In the final semester of the program, students work on their bachelor's thesis. The focus here is on a written paper. This is an exploration of a topic of the student's choice. The aim is to carry out research on the topic and generate new thoughts and ideas from it. The other focus is on practical work. Here, a collection is developed based on the written thesis. This also includes the practical implementation of the concept and a final presentation of the pieces.
Hannah Offermann. Necklace: Armor and how it forges relationships AR8, 2025. Copper, para-aramid yarn (Kevlar).


You spent a semester on exchange at the Nova Scotia College of Art and Design. What did this experience bring to your practice? Did you encounter a different approach to teaching or learning there?
HO:
I think that in both craftsmanship and design, a change of location and interaction with new people is always very valuable. New insights and techniques can be learned which, at first glance, may seem trivial or insignificant, but which, when taken together, form a valuable collection of knowledge and perspectives. I don't think the teaching methods of the two different schools are fundamentally different, but it gave me the opportunity to interact with new people and discover a very special kind of motivation and enthusiasm. At the same time, I was taken out of my comfort zone and worked with different materials and approaches. I focused on working with wood and became more oriented towards nature and its forms.

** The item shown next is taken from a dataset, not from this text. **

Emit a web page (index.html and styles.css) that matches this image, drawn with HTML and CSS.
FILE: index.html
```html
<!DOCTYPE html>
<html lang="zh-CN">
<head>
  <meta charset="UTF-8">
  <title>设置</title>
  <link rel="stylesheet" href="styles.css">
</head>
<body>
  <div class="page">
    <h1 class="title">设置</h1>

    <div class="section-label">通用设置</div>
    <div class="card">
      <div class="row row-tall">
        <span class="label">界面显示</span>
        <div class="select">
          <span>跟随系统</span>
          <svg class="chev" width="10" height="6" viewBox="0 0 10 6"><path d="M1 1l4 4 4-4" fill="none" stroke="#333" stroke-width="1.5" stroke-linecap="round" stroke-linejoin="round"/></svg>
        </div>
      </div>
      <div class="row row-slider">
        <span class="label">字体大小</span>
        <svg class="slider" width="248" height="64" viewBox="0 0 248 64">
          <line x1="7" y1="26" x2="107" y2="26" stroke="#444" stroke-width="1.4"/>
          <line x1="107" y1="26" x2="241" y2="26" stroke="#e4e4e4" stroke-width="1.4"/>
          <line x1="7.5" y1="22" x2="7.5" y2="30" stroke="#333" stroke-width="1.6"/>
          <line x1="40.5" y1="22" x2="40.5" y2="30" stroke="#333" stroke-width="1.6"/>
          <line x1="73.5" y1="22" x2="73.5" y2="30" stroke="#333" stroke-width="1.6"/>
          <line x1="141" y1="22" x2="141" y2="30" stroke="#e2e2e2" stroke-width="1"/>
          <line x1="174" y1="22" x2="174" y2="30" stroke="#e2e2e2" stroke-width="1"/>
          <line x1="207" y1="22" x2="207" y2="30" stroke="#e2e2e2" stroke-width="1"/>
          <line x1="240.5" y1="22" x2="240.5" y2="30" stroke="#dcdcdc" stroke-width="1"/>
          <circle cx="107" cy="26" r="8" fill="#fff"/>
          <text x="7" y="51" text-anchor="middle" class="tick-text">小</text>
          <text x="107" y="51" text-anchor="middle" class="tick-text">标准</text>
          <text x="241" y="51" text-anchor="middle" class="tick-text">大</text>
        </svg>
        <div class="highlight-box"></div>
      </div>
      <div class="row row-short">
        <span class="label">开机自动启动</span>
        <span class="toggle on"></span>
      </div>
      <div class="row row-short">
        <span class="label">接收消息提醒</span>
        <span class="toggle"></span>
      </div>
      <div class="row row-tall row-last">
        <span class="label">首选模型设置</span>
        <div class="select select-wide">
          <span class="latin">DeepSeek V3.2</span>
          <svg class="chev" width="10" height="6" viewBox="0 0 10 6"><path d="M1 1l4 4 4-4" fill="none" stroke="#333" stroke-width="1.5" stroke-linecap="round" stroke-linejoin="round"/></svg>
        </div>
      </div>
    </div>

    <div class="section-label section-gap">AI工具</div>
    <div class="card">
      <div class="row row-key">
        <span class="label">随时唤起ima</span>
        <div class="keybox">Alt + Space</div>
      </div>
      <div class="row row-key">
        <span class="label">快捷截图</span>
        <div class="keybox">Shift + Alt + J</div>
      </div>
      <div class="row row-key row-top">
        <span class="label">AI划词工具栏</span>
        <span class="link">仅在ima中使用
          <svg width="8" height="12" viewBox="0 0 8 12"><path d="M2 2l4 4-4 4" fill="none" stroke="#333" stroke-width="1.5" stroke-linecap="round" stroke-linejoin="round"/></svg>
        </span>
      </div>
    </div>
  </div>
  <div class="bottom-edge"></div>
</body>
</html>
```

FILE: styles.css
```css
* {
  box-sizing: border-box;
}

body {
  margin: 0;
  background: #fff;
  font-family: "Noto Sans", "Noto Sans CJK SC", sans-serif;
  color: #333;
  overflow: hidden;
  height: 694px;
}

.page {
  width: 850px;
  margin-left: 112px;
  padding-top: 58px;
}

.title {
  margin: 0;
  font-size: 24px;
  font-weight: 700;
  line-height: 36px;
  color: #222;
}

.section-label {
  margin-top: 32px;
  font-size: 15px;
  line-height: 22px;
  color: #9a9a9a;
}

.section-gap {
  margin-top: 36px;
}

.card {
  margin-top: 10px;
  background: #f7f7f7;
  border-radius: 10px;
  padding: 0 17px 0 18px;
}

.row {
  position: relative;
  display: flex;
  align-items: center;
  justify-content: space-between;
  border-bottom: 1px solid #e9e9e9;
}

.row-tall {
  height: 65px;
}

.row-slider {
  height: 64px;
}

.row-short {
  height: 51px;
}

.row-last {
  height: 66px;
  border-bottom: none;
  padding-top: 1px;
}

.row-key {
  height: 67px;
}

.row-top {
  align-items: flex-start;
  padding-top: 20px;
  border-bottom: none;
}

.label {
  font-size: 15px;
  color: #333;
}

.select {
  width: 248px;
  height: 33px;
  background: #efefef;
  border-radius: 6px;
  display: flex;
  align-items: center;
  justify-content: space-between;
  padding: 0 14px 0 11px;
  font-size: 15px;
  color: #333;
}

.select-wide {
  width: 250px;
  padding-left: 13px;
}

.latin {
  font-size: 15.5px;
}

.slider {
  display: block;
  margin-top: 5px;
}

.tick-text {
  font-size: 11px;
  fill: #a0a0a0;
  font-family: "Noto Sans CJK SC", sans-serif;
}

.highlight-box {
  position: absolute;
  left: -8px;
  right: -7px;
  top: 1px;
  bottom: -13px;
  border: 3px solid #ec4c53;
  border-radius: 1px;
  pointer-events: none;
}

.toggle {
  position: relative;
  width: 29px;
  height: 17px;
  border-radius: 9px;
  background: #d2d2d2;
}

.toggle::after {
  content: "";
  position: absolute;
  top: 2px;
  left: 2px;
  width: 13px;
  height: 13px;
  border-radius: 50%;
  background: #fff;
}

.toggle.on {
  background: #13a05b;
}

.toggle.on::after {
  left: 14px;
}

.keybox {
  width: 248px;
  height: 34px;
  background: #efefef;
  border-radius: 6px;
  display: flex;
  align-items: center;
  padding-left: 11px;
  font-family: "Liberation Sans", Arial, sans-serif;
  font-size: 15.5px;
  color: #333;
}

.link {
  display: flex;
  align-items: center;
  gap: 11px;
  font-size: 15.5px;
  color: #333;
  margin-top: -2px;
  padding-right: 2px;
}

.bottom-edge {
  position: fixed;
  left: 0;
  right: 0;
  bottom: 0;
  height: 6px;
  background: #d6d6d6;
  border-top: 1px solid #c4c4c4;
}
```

What does it feel like to enter the “real world” after graduation, once the intensity of that period has passed?
HO: The time spent completing my degree is considered to have been very positive. Being able to carry out my final project at the university was a great experience, with all the opportunities available there. Then came the time to make decisions and determine the direction in which I want to develop, as well as consider how this is compatible with the reality of the job market. This brings its own difficulties, but I think it's valuable to engage with the real world and establish your place in it rather than remaining in the sheltered environment of university.

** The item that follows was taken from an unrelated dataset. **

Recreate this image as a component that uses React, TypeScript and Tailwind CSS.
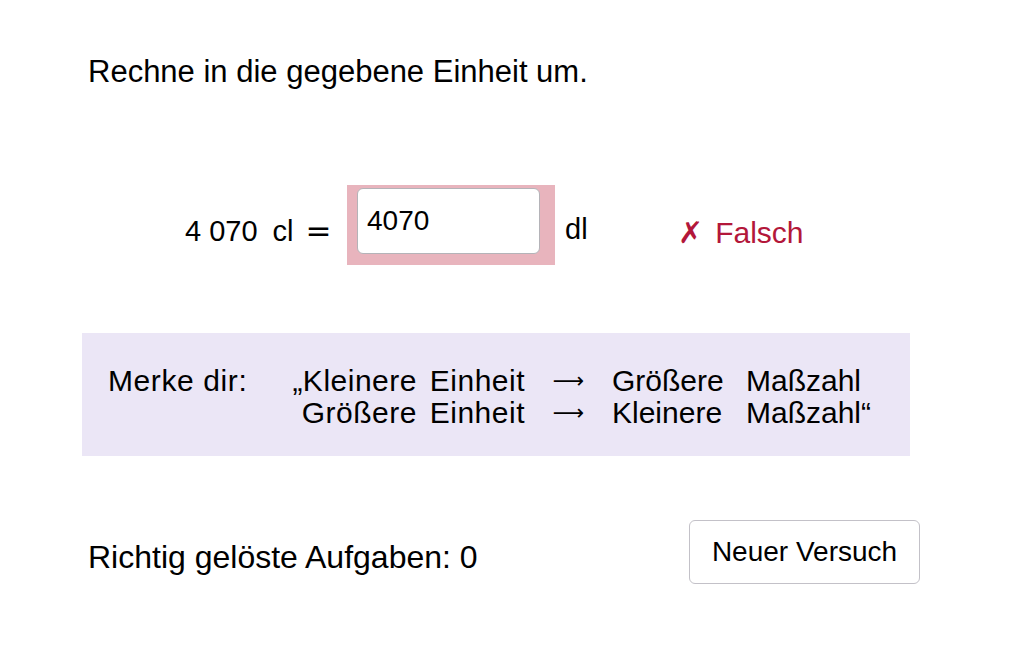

How do you think your education prepared you for life after your studies? And with some distance now, is there anything you feel jewellery, art & design schools should place more emphasis on?  Perhaps something important was missing?
HO: I think my education has made a valuable contribution to helping me find my own form of expression and to giving me the opportunity to explore different subject areas and discover what interests me and where I could see myself working. One area where I see potential for development, both for my own school and for others, is in addressing the issues of self-employment and economic understanding. I think many people in the fields of jewellery, art, and design would like to start their own business, but I feel there is a lack of basic understanding of this topic, and we, as graduates feel overwhelmed by it.


Hannah Offermann. Necklace. Armor AR5, 2025. Copper, para-aramid thread (Kevlar). 
 

About the author


Hannah Offermann is a goldsmith and designer who finds inspiration in social interactions. She lives and works in Aachen, Germany, and began her training as a goldsmith in a studio in Hamburg. She then studied jewelry design in Pforzheim. During these studies, her interest in different craft techniques and cultural exchange brought her to Indonesia for an internship as well as Canada for an exchange semester. She was part of the degree show at the Marzee Gallery, Netherlands, and was selected to participate in SCHMUCKmünchen 2026. She is also the winner of the 2026 New Talent Award from Klimt02.